During a kill, while displacing the drill string with kill fluid, a sudden loss in drill pipe pressure is noticed. The driller continues to pump at the same pump rate. There is no significant change in casing pressure. The supervisor adjusts the choke and continues to follow the drill pipe pressure graph as originally planned. How is bottom hole pressure affected?

The bottom hole pressure decreased.

The bottom hole pressure increased then decreased.

The bottom hole pressure decreased then increased.

The bottom hole pressure increased with the choke adjustment.

 

19.

When running pipe back into the hole, it is noticed that the normal displacement of mud into the trip tank is less than calculated. After reaching bottom and commencing circulation the return flow meter is observed to reduce from 50% to 42 %. A pit loss of 2 barrels is noted. What is the most likely cause of these indications?

Partial loss of circulation has occurred.

The well has been swabbed in.

A kick has been taken.

 

20.

On the BOP Closing Unit (accumulator unit) on a jack-up rig, what pressure gauge would be affected if the pipe rams were functioned?

Annular pressure.

Manifold pressure.

Air pressure.

 

21.

According to API RP 53, how often does API recommend BOP pressure tests?

No less than once every 7 days

No less than once every 14 days

No less than once every 21 days

No less than once every 28 days

 

22.

You have one inside BOP with an NC50 (4-1/2”) lower connection on your rig but the drill string consists of 5” HWDP, and 8” drill collars. Which one of the following crossovers would you have on the drill floor in case of a kick while tripping?

NC50 (4-1/2”IF) pin x 6-5/8” reg. pin.

NC50 (4-1/2”IF) box x 7-5/8” reg. pin.

NC50 (4-1/2”IF) box x 6-5/8” reg. pin.

 

23.

When drilling, the 3 position/4 way valves on the BOP accumulator unit should be in which position?

Open

Neutral

Open or closed depending on BOP stack function.

 

24.

What is the normal precharge pressure for the accumulator bottles on a 3000 psi accumulator unit?

1000 psi

1200 psi

3000 psi

 

25.

A gas bearing formation is over pressured by an artesian affect.
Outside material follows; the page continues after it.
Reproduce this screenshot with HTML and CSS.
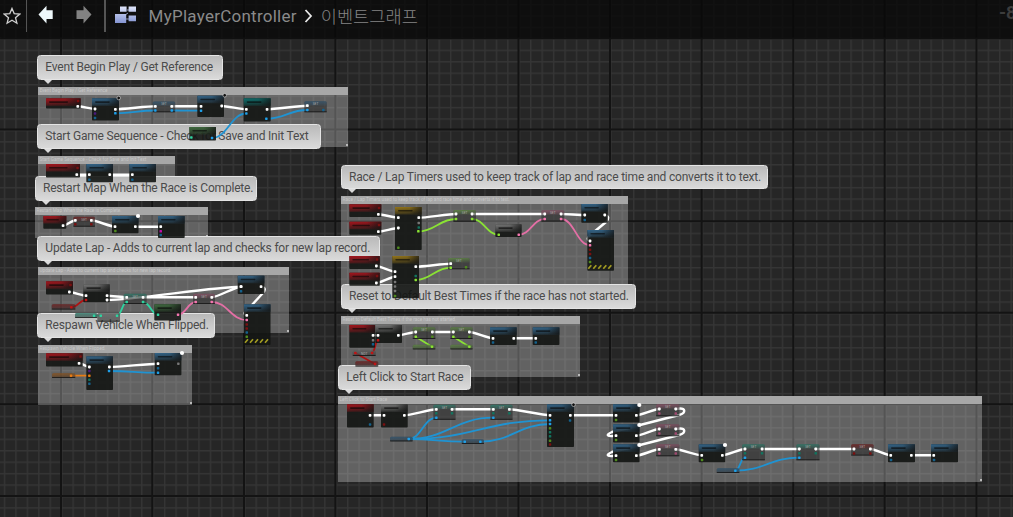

Which of the following conditions has created the overpressure?

Compaction of the formation from the above laying formation.

The difference in density between gas and formation fluid.

A formation water source located at a higher level than the rig floor.

 

26.

A driller needs to close in a flowing well with drill pipe in a subsea BOP stack. He pushes the “Annular Close” button and the pilot light changes, but all gauges and the flo-meter remain static. What is his best option?

Change pods and try again.

Call and wait for the subsea engineer.

Send the assistant driller to manually operate the 4-way valve on the hydraulic Control Manifold to close the annular.

 

27.

When a function is operated on a subsea control panel, which of the following is true?

SPM valves will operate in both pods.

SPM valves will operate only on the active pod.

 

28.

While drilling a well on a semi submersible drilling rig, what three factors may affect the accuracy of drilling fluid flow readings (flo-sho) and drilling fluid volume readings (PVT)?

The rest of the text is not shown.